In Beyond the Fourth Door, two people wake up 40 years older than they were when they fall asleep. They have no memory of what happened during that 40 years, but to those around them they have led normal lives. it isn't a case of amnesia. It happened to both of them separately. And it turns out that they had been in love but had broken up back in college.
In part 1 of Breeze, a college girl suddenly goes into a coma and her lover/boyfriend tries to cope with the aftermath. In part 2, that same girl wakes up in the body of Briseis in the Trojan War (the story, not the historical Troy). In part 3, she wakes up at the Eleusinian Mysteries as part of a mix-up in an attempt at a kind of deliberate soul transference.
You could say that those three novels explore the same mysteries of life from different, perspectives.
While I don't put faith in any of the tenets of any religion, my books are all attempts to make sense of life and death and the universe.
Time travel/dislocation is one tool for the novelist. It is not intended to be realistic, only plausible. Used well, it can be very effective.

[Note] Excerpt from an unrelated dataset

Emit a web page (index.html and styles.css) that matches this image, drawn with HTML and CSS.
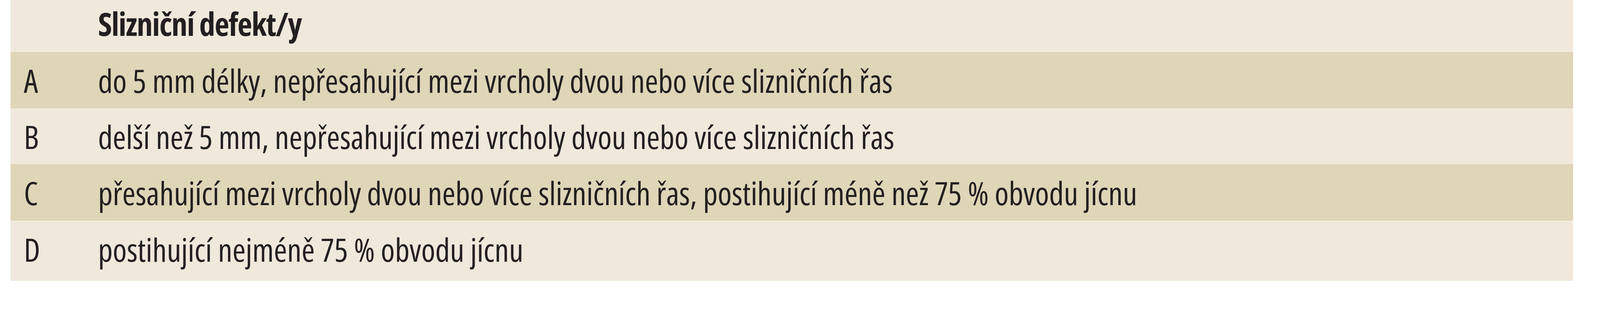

I begin with basic unanswerable questions -- what, if anything, comes before life; and what, if anything, comes after. Add to that the mystery that in some sense we remain the same person ro same identity as our body changes radically over the years. Normal life is magic -- slow magic, the changes happening so slowly that we don't notice them until we meet someone we haven't seen in years or some event shakes us enough so we see our selves in the mirror with fresh eyes. When those same changes happen rapidly, that's "fast magic."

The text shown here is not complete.